Eles também necessitam entabular negociações com o governo de Kabul. O saldo para os estadunidenses ao logo dessas duas décadas é péssimo, pois depois de quase 2.400 mortos, 20.000 feridos e milhares de dólares investidos, os estadunidenses retiram-se do país assinando uma paz fictícia com um inimigo que não a quer de fato, já que se tornou maior do que era a vinte anos atrás.
Desde o fim da Segunda Guerra Mundial que os estadunidenses passaram a tratar guerras e conflitos sob a ótica comercial, passaram a lutar sem se importar com vitórias. As derrotas acabam sendo também lucrativas para o complexo econômico-militar que sustenta boa parte do mundo político dos Estados Unidos.

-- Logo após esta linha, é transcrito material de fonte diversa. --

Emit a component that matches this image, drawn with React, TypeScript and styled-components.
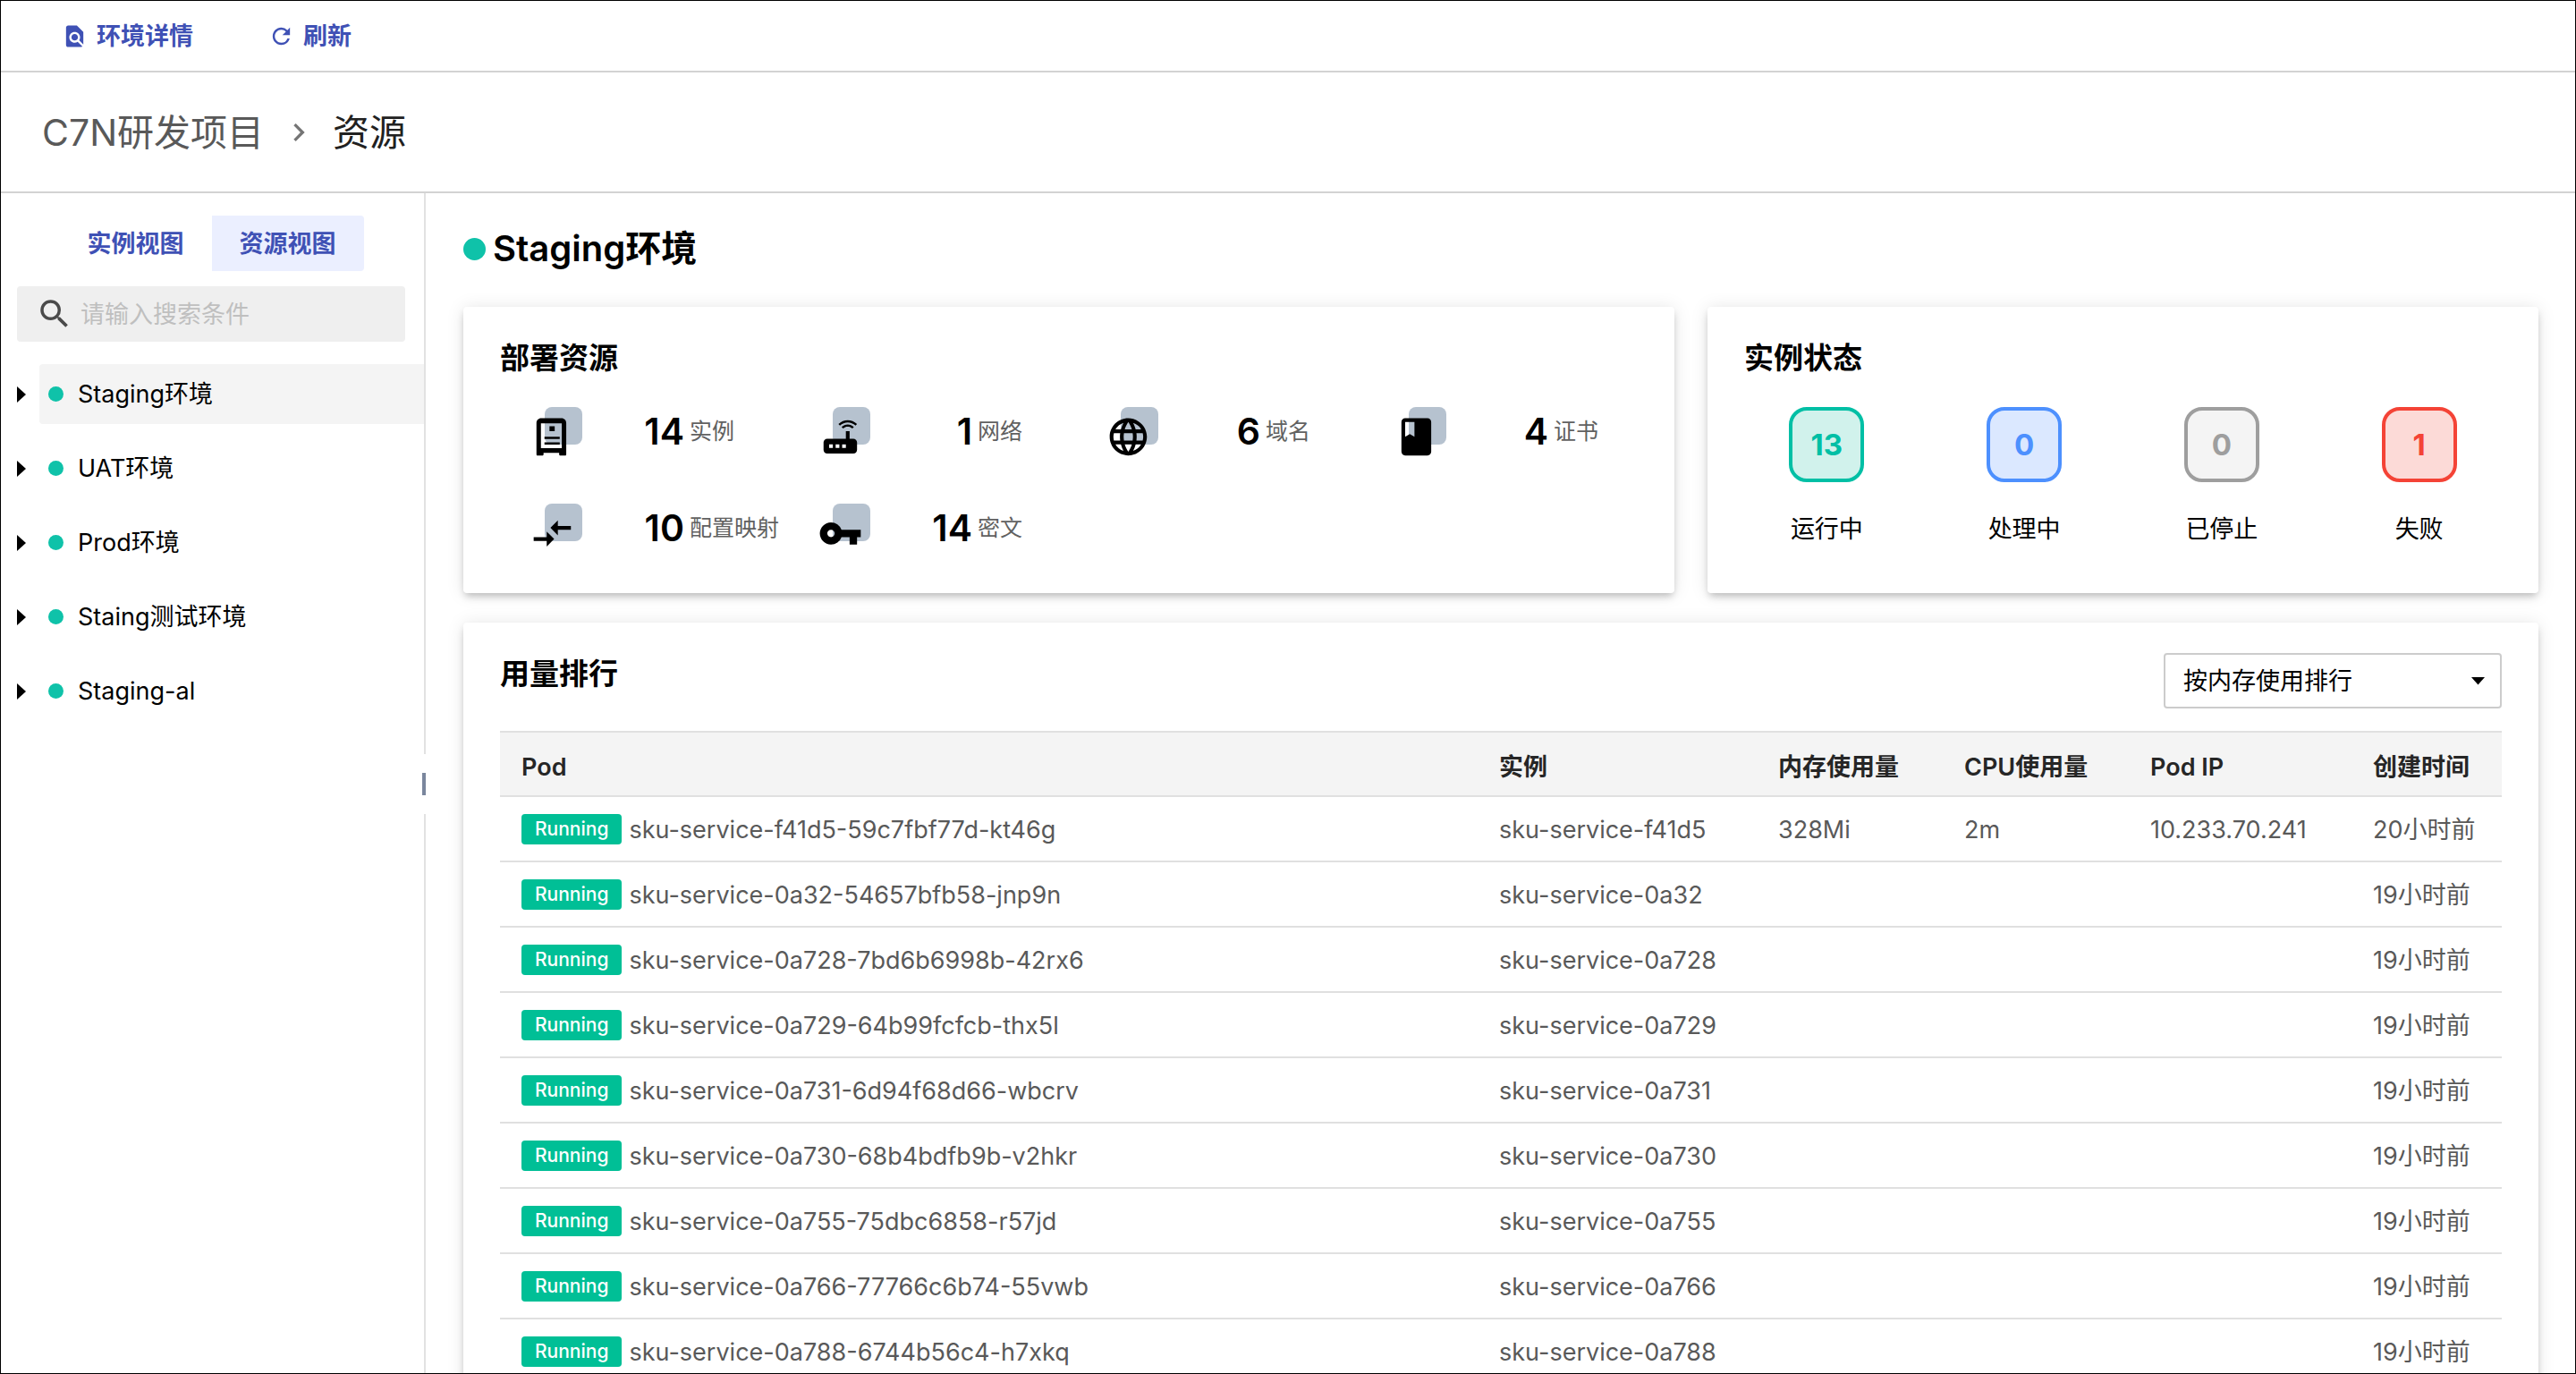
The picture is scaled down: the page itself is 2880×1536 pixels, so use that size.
import React, { useState } from 'react';
import styled, { createGlobalStyle } from 'styled-components';

const teal = '#0fc2a9';
const primary = '#3f51b5';

const GlobalStyle = createGlobalStyle`
  *, *::before, *::after { box-sizing: border-box; }
  body {
    margin: 0;
    background: #fff;
    color: #000;
    font-family: Inter, "Noto Sans CJK SC", sans-serif;
    font-size: 27px;
    line-height: 40px;
  }
  button, input, select { font: inherit; color: inherit; }
  h1, h2, p, ul, ol, dl, dd { margin: 0; padding: 0; }
  ul, ol { list-style: none; }
`;

const Page = styled.div`
  display: flex;
  flex-direction: column;
  height: 100vh;
  overflow: hidden;
  border: 1px solid #000;
`;

const Toolbar = styled.div`
  display: flex;
  flex: none;
  align-items: center;
  gap: 84px;
  height: 80px;
  padding: 2px 68px 0;
  border-bottom: 2px solid #d3d3d3;
`;

const ToolButton = styled.button`
  display: flex;
  align-items: center;
  gap: 10px;
  padding: 0;
  border: 0;
  background: none;
  color: ${primary};
  font-weight: 600;
  cursor: pointer;

  svg { margin-bottom: 2px; }
`;

const Glyph = styled.svg<{ $size: number }>`
  display: block;
  flex: none;
  width: ${p => p.$size}px;
  height: ${p => p.$size}px;
  fill: currentColor;
`;

const Breadcrumb = styled.nav`
  flex: none;
  height: 135px;
  padding: 0 46px;
  border-bottom: 2px solid #d3d3d3;

  ol {
    display: flex;
    align-items: center;
    height: 100%;
    font-size: 41px;
  }
`;

const CrumbLink = styled.a`
  color: #595959;
  text-decoration: none;
`;

const CrumbSeparator = styled.li`
  display: flex;
  width: 77px;
  justify-content: center;
  color: #757575;
`;

const CrumbCurrent = styled.li`
  color: #212121;
`;

const Body = styled.div`
  display: flex;
  flex: 1;
  min-height: 0;
`;

const Sidebar = styled.aside`
  flex: none;
  width: 473px;
  padding-top: 25px;
`;

const Tabs = styled.div`
  display: flex;
  justify-content: center;
  padding-right: 2px;
`;

const Tab = styled.button<{ $active?: boolean }>`
  height: 62px;
  padding: 2px 31px 0;
  border: 0;
  border-radius: 0 4px 4px 0;
  background: ${p => (p.$active ? '#ebefff' : 'transparent')};
  color: ${primary};
  font-weight: 600;
  cursor: pointer;
`;

const SearchBox = styled.label`
  display: flex;
  align-items: center;
  gap: 8px;
  height: 62px;
  margin: 17px 21px 25px 18px;
  padding: 0 21px;
  border-radius: 4px;
  background: #efefef;
  color: #4a4a4a;

  input {
    flex: 1;
    min-width: 0;
    padding: 2px 0 0;
    border: 0;
    outline: 0;
    background: none;
  }
  input::placeholder { color: #bfbfbf; opacity: 1; }
`;

const Tree = styled.ul`
  display: flex;
  flex-direction: column;
  gap: 16px;
`;

const TreeRow = styled.li`
  display: flex;
  align-items: center;
`;

const Expander = styled.button`
  display: flex;
  align-items: center;
  flex: none;
  width: 43px;
  height: 67px;
  padding: 0 0 0 18px;
  border: 0;
  background: none;
  cursor: pointer;
`;

const EnvButton = styled.button<{ $active?: boolean }>`
  display: flex;
  flex: 1;
  align-items: center;
  gap: 16px;
  height: 67px;
  padding: 0 10px;
  border: 0;
  border-radius: 4px 0 0 4px;
  background: ${p => (p.$active ? '#f4f4f4' : 'transparent')};
  cursor: pointer;
`;

const Dot = styled.span<{ $size: number }>`
  flex: none;
  width: ${p => p.$size}px;
  height: ${p => p.$size}px;
  border-radius: 50%;
  background: ${teal};
`;

const Divider = styled.div`
  display: flex;
  flex: none;
  flex-direction: column;
  align-items: flex-end;
  width: 4px;
  margin-left: -2px;

  &::before, &::after {
    content: '';
    width: 2px;
    background: #e2e2e2;
  }
  &::before { flex: 627; }
  &::after { flex: 625; }
`;

const Handle = styled.div`
  width: 4px;
  height: 25px;
  margin: 21px 0;
  background: #7a869d;
`;

const Main = styled.main`
  flex: 1;
  min-width: 0;
  overflow: hidden;
  padding: 41px 41px 0 42px;
`;

const EnvTitle = styled.h1`
  display: flex;
  align-items: center;
  gap: 8px;
  margin-bottom: 44px;
  font-size: 40px;
  font-weight: 600;
  line-height: 42px;
`;

const Card = styled.section`
  border-radius: 4px;
  background: #fff;
  box-shadow: 0 5px 8px -2px rgba(0, 0, 0, 0.24), 0 1px 20px 0 rgba(0, 0, 0, 0.1);
`;

const CardTitle = styled.h2`
  font-size: 33px;
  font-weight: 600;
  line-height: 33px;
`;

const Summary = styled.div`
  display: grid;
  grid-template-columns: 1354fr 929fr;
  gap: 37px;
  margin-bottom: 33px;
`;

const ResourceCard = styled(Card)`
  padding: 41px 25px 44px 41px;
`;

const ResourceGrid = styled.ul`
  display: grid;
  grid-template-columns: repeat(4, 1fr);
  row-gap: 52px;
  margin-top: 38px;
`;

const Resource = styled.li`
  display: flex;
  align-items: center;
  height: 56px;
  padding-left: 34px;
`;

const ResourceIcon = styled.svg`
  display: block;
  flex: none;
  width: 60px;
  height: 56px;
`;

const ResourceCount = styled.span`
  width: 112px;
  margin-right: 6px;
  padding-bottom: 2px;
  text-align: right;
  font-size: 41px;
  font-weight: 600;
`;

const ResourceLabel = styled.span`
  padding-bottom: 2px;
  color: #616161;
  font-size: 25px;
`;

const StatusCard = styled(Card)`
  padding: 41px 23px 44px;

  h2 { padding-left: 18px; }
`;

const StatusGrid = styled.ul`
  display: grid;
  grid-template-columns: repeat(4, 1fr);
  margin-top: 38px;
`;

const Status = styled.li`
  display: flex;
  flex-direction: column;
  align-items: center;
  gap: 33px;
`;

const StatusCount = styled.span<{ $color: string; $fill: string }>`
  display: flex;
  align-items: center;
  justify-content: center;
  width: 84px;
  height: 84px;
  border: 4px solid ${p => p.$color};
  border-radius: 20px;
  background: ${p => p.$fill};
  color: ${p => p.$color};
  font-size: 33px;
  font-weight: 700;
`;

const RankCard = styled(Card)`
  padding: 34px 41px;
`;

const RankHeader = styled.div`
  display: flex;
  align-items: flex-start;
  justify-content: space-between;
  margin-bottom: 25px;

  h2 { line-height: 46px; }
`;

const SelectBox = styled.div`
  position: relative;
  width: 378px;

  select {
    width: 100%;
    height: 62px;
    padding: 2px 20px 0;
    border: 2px solid #ccc;
    border-radius: 4px;
    background: #fff;
    appearance: none;
  }
  svg {
    position: absolute;
    top: 27px;
    right: 19px;
    pointer-events: none;
  }
`;

const Table = styled.table`
  width: 100%;
  border-spacing: 0;
  table-layout: fixed;

  th, td {
    padding: 0 0 0 24px;
    border-bottom: 2px solid #e0e0e0;
    text-align: left;
    white-space: nowrap;
  }
  th {
    height: 74px;
    padding-top: 8px;
    border-top: 2px solid #e0e0e0;
    background: #f4f4f4;
    color: #262626;
    font-weight: 600;
  }
  td {
    height: 73px;
    padding-top: 2px;
    color: #595959;
  }
`;

const Column = styled.col<{ $width?: number }>`
  width: ${p => (p.$width ? `${p.$width}px` : 'auto')};
`;

const Pod = styled.div`
  display: flex;
  align-items: center;
  gap: 8px;
`;

const Badge = styled.span`
  height: 34px;
  margin-bottom: 2px;
  padding: 0 15px;
  border-radius: 4px;
  background: #00bf96;
  color: #fff;
  font-size: 21px;
  font-weight: 500;
  line-height: 34px;
`;

const paths = {
  find: 'M20 19.59V8l-6-6H6c-1.1 0-1.99.9-1.99 2L4 20c0 1.1.89 2 1.99 2H18c.45 0 .85-.15 1.19-.4l-4.43-4.43c-.8.52-1.74.83-2.76.83-2.76 0-5-2.24-5-5s2.24-5 5-5 5 2.24 5 5c0 1.02-.31 1.96-.83 2.75L20 19.59zM9 13c0 1.66 1.34 3 3 3s3-1.34 3-3-1.34-3-3-3-3 1.34-3 3z',
  refresh: 'M17.65 6.35A7.958 7.958 0 0 0 12 4c-4.42 0-7.99 3.58-7.99 8s3.57 8 7.99 8c3.73 0 6.84-2.55 7.73-6h-2.08A5.99 5.99 0 0 1 12 18c-3.31 0-6-2.69-6-6s2.69-6 6-6c1.66 0 3.14.69 4.22 1.78L13 11h7V4l-2.35 2.35z',
  chevron: 'M10 6L8.59 7.41 13.17 12l-4.58 4.59L10 18l6-6z',
  search: 'M15.5 14h-.79l-.28-.27A6.471 6.471 0 0 0 16 9.5 6.5 6.5 0 1 0 9.5 16c1.61 0 3.09-.59 4.23-1.57l.27.28v.79l5 4.99L20.49 19l-4.99-5zm-6 0C7.01 14 5 11.99 5 9.5S7.01 5 9.5 5 14 7.01 14 9.5 11.99 14 9.5 14z',
  instance: 'M6 2h11c1.4 0 2.5 1.1 2.5 2.5v17c0 .4-.2.6-.6.6h-2.5c-.4 0-.7-.3-.7-.7v-.8H7.3v.8c0 .4-.3.7-.7.7H4.1c-.4 0-.6-.2-.6-.6v-17C3.5 3.1 4.6 2 6 2zM5.9 4.7v13.4h11.2V4.7zM10.5 6.3h2.8v2.6h-2.8zM7.8 11.9h8.2v1.3H7.8zM7.8 14.9h8.2v1.3H7.8z',
  network: 'M20.2 5.9l.8-.8C19.6 3.7 17.8 3 16 3s-3.6.7-5 2.1l.8.8C13 4.8 14.5 4.2 16 4.2s3 .6 4.2 1.7zm-.9.8c-.9-.9-2.1-1.4-3.3-1.4s-2.4.5-3.3 1.4l.8.8c.7-.7 1.6-1 2.5-1 .9 0 1.8.3 2.5 1l.8-.8zM19 13h-2V9h-2v4H5c-1.1 0-2 .9-2 2v4c0 1.1.9 2 2 2h14c1.1 0 2-.9 2-2v-4c0-1.1-.9-2-2-2zM8 18H6v-2h2v2zm3.5 0h-2v-2h2v2zm3.5 0h-2v-2h2v2z',
  domain: 'M11.99 2C6.47 2 2 6.48 2 12s4.47 10 9.99 10C17.52 22 22 17.52 22 12S17.52 2 11.99 2zm6.93 6h-2.95a15.65 15.65 0 0 0-1.38-3.56A8.03 8.03 0 0 1 18.92 8zM12 4.04c.83 1.2 1.48 2.53 1.91 3.96h-3.82c.43-1.43 1.08-2.76 1.91-3.96zM4.26 14C4.1 13.36 4 12.69 4 12s.1-1.36.26-2h3.38c-.08.66-.14 1.32-.14 2 0 .68.06 1.34.14 2H4.26zm.82 2h2.95c.32 1.25.78 2.45 1.38 3.56A7.987 7.987 0 0 1 5.08 16zm2.95-8H5.08a7.987 7.987 0 0 1 4.33-3.56A15.65 15.65 0 0 0 8.03 8zM12 19.96c-.83-1.2-1.48-2.53-1.91-3.96h3.82c-.43 1.43-1.08 2.76-1.91 3.96zM14.34 14H9.66c-.09-.66-.16-1.32-.16-2 0-.68.07-1.35.16-2h4.68c.09.65.16 1.32.16 2 0 .68-.07 1.34-.16 2zm.25 5.56c.6-1.11 1.06-2.31 1.38-3.56h2.95a8.03 8.03 0 0 1-4.33 3.56zM16.36 14c.08-.66.14-1.32.14-2 0-.68-.06-1.34-.14-2h3.38c.16.64.26 1.31.26 2s-.1 1.36-.26 2h-3.38z',
  certificate: 'M18 2H6c-1.1 0-2 .9-2 2v16c0 1.1.9 2 2 2h12c1.1 0 2-.9 2-2V4c0-1.1-.9-2-2-2zM6 4h5v8l-2.5-1.5L6 12V4z',
  mapping: 'M9.01 14H2v2h7.01v3L13 15l-3.99-4v3zm5.98-1v-3H22V8h-7.01V5L11 9l3.99 4z',
  secret: 'M12.65 10A5.99 5.99 0 0 0 7 6c-3.31 0-6 2.69-6 6s2.69 6 6 6a5.99 5.99 0 0 0 5.65-4H17v4h4v-4h2v-4H12.65zM7 14c-1.1 0-2-.9-2-2s.9-2 2-2 2 .9 2 2-.9 2-2 2z',
};

type IconName = keyof typeof paths;

const Icon = ({ name, size }: { name: IconName; size: number }) => (
  <Glyph $size={size} viewBox="0 0 24 24" aria-hidden="true">
    <path d={paths[name]} />
  </Glyph>
);

const environments = ['Staging环境', 'UAT环境', 'Prod环境', 'Staing测试环境', 'Staging-al'];

const resources: { icon: IconName; count: number; label: string }[] = [
  { icon: 'instance', count: 14, label: '实例' },
  { icon: 'network', count: 1, label: '网络' },
  { icon: 'domain', count: 6, label: '域名' },
  { icon: 'certificate', count: 4, label: '证书' },
  { icon: 'mapping', count: 10, label: '配置映射' },
  { icon: 'secret', count: 14, label: '密文' },
];

const statuses = [
  { label: '运行中', count: 13, color: '#00bfa5', fill: '#d1f2ec' },
  { label: '处理中', count: 0, color: '#4d90fe', fill: '#dbe8ff' },
  { label: '已停止', count: 0, color: '#9e9e9e', fill: '#f4f4f4' },
  { label: '失败', count: 1, color: '#f44336', fill: '#fcdad7' },
];

const columns: { title: string; width?: number }[] = [
  { title: 'Pod' },
  { title: '实例', width: 312 },
  { title: '内存使用量', width: 208 },
  { title: 'CPU使用量', width: 208 },
  { title: 'Pod IP', width: 249 },
  { title: '创建时间', width: 168 },
];

const pods = [
  ['sku-service-f41d5-59c7fbf77d-kt46g', 'sku-service-f41d5', '328Mi', '2m', '10.233.70.241', '20小时前'],
  ['sku-service-0a32-54657bfb58-jnp9n', 'sku-service-0a32', '', '', '', '19小时前'],
  ['sku-service-0a728-7bd6b6998b-42rx6', 'sku-service-0a728', '', '', '', '19小时前'],
  ['sku-service-0a729-64b99fcfcb-thx5l', 'sku-service-0a729', '', '', '', '19小时前'],
  ['sku-service-0a731-6d94f68d66-wbcrv', 'sku-service-0a731', '', '', '', '19小时前'],
  ['sku-service-0a730-68b4bdfb9b-v2hkr', 'sku-service-0a730', '', '', '', '19小时前'],
  ['sku-service-0a755-75dbc6858-r57jd', 'sku-service-0a755', '', '', '', '19小时前'],
  ['sku-service-0a766-77766c6b74-55vwb', 'sku-service-0a766', '', '', '', '19小时前'],
  ['sku-service-0a788-6744b56c4-h7xkq', 'sku-service-0a788', '', '', '', '19小时前'],
];

export default function App() {
  const [env, setEnv] = useState(environments[0]);

  return (
    <>
      <GlobalStyle />
      <Page>
        <Toolbar>
          <ToolButton type="button"><Icon name="find" size={29} />环境详情</ToolButton>
          <ToolButton type="button"><Icon name="refresh" size={29} />刷新</ToolButton>
        </Toolbar>

        <Breadcrumb>
          <ol>
            <li><CrumbLink href="#project">C7N研发项目</CrumbLink></li>
            <CrumbSeparator aria-hidden="true"><Icon name="chevron" size={40} /></CrumbSeparator>
            <CrumbCurrent>资源</CrumbCurrent>
          </ol>
        </Breadcrumb>

        <Body>
          <Sidebar>
            <Tabs>
              <Tab type="button">实例视图</Tab>
              <Tab type="button" $active>资源视图</Tab>
            </Tabs>
            <SearchBox>
              <Icon name="search" size={42} />
              <input type="text" placeholder="请输入搜索条件" />
            </SearchBox>
            <Tree>
              {environments.map(name => (
                <TreeRow key={name}>
                  <Expander type="button" aria-label={name}>
                    <svg width="10" height="18" viewBox="0 0 10 18" aria-hidden="true">
                      <path d="M0 0l10 9-10 9z" />
                    </svg>
                  </Expander>
                  <EnvButton type="button" $active={name === env} onClick={() => setEnv(name)}>
                    <Dot $size={17} />
                    {name}
                  </EnvButton>
                </TreeRow>
              ))}
            </Tree>
          </Sidebar>
          <Divider><Handle /></Divider>

          <Main>
            <EnvTitle><Dot $size={25} />{env}</EnvTitle>

            <Summary>
              <ResourceCard>
                <CardTitle>部署资源</CardTitle>
                <ResourceGrid>
                  {resources.map(({ icon, count, label }) => (
                    <Resource key={label}>
                      <ResourceIcon viewBox="0 0 60 56" aria-hidden="true">
                        <rect x="16" y="0" width="42" height="42" rx="8" fill="#b6c2cf" />
                        <path d={paths[icon]} transform="translate(-0.5 8.4) scale(2.08)" fillRule="evenodd" />
                      </ResourceIcon>
                      <ResourceCount>{count}</ResourceCount>
                      <ResourceLabel>{label}</ResourceLabel>
                    </Resource>
                  ))}
                </ResourceGrid>
              </ResourceCard>

              <StatusCard>
                <CardTitle>实例状态</CardTitle>
                <StatusGrid>
                  {statuses.map(({ label, count, color, fill }) => (
                    <Status key={label}>
                      <StatusCount $color={color} $fill={fill}>{count}</StatusCount>
                      <span>{label}</span>
                    </Status>
                  ))}
                </StatusGrid>
              </StatusCard>
            </Summary>

            <RankCard>
              <RankHeader>
                <CardTitle>用量排行</CardTitle>
                <SelectBox>
                  <select aria-label="用量排行">
                    <option>按内存使用排行</option>
                  </select>
                  <svg width="15" height="9" viewBox="0 0 15 9" aria-hidden="true">
                    <path d="M0 0h15L7.5 8.5z" />
                  </svg>
                </SelectBox>
              </RankHeader>
              <Table>
                <colgroup>
                  {columns.map(c => <Column key={c.title} $width={c.width} />)}
                </colgroup>
                <thead>
                  <tr>{columns.map(c => <th key={c.title} scope="col">{c.title}</th>)}</tr>
                </thead>
                <tbody>
                  {pods.map(([pod, ...cells]) => (
                    <tr key={pod}>
                      <td><Pod><Badge>Running</Badge>{pod}</Pod></td>
                      {cells.map((cell, i) => <td key={columns[i + 1].title}>{cell}</td>)}
                    </tr>
                  ))}
                </tbody>
              </Table>
            </RankCard>
          </Main>
        </Body>
      </Page>
    </>
  );
}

A participação dos Estados Unidos nesses conflitos obedece a tônica imperialista de ingerência nos assuntos internos de outros países. A partir de uma plataforma de destruição dos Estados nacionais concomitante ao sequestro de suas economias. Dessa maneira, os Estados Unidos agrava a dependência econômica desses países, ao mesmo tempo que se impõem como única solução.
Ao “celebrar a paz” com os Talibãs, o governo estadunidense faz um movimento voltado para a sua conjuntura interna, uma espécie de prestação de contas. Porque na verdade, o Afeganistão continuará miserável e violento por muito tempo. Os governos sustentados por Washington que ocuparem Kabul, continuarão impotentes diante desse fundamentalismo religioso de cunho militar, esse impotência foi o “american way of life” deixado pelos Marines depois de 20 anos de ocupação militar.
Dividida pela guerra e empobrecida pela exploração imperialista, a sociedade afegã começou declinar quando aceitou que Rambo fosse seu herói. A tal paz celebrada por Trump é mais um enlatado hollywoodiano. Sem um pacto nacional de unidade e a falta de um projeto nacionalista de desenvolvimento em bases seculares, o Afeganistão continuará refém da guerra.